I wonder, FrAJM, if your concept of participation is a little distorted by time and the intervening years of the NO? Participation is not simply reciting the parayers of the Mass along with the priest but praying with his intent. The prayers of the Mass are a setting and package of the prayers of the congregation not only in specific pleas but in general meditations on our relationship with God through ancillary prayers e.g. the Rosary.
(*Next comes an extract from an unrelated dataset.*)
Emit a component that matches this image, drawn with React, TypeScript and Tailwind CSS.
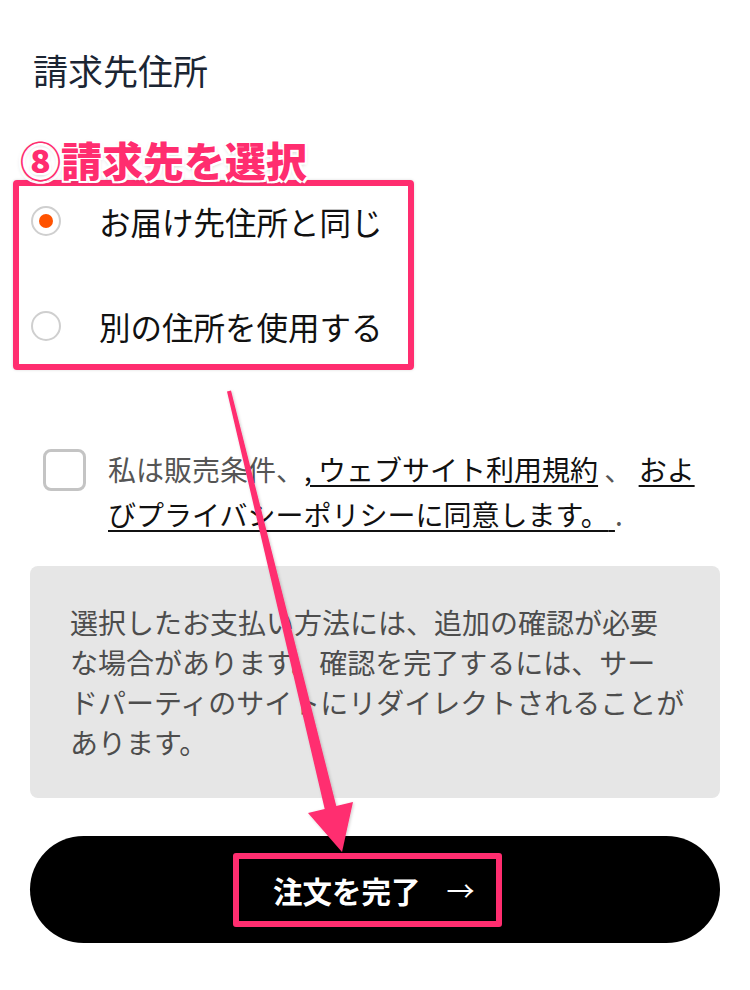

Simply having a ceremony in a foreign language at a very inconvenient time and there is no wonder attendance was low.

In many ways the people are undergoing a conversion when they switch from NO to EF. They need some help to get the full benefit so an explanation during the homily is very helpful.

Yvonne said...

ByzRC, well said.

I attend the High Mass at my parish, which is staffed by the FSSP. In answer to Father's question, I sing as much as can be sung by the laity, though for some reason I still have a hard time with the Gloria.

Dialogue said...

I think even the casual visitor to this blog knows that Father McDonald views actual participation as more than congregational recitation and chanting. But the Mass is Christ's gift to the Father, and we are part of that gift. So, since we are not incorporeal beings, laymen should willingly lend their voices to the prayers and acclamations, were appropriate. No stubborn liturgical Platonism, please.

As for the quality of mental participation, I have no doubt that it is much higher at EF Masses than at OF Masses. Bring on the mutual enrichment!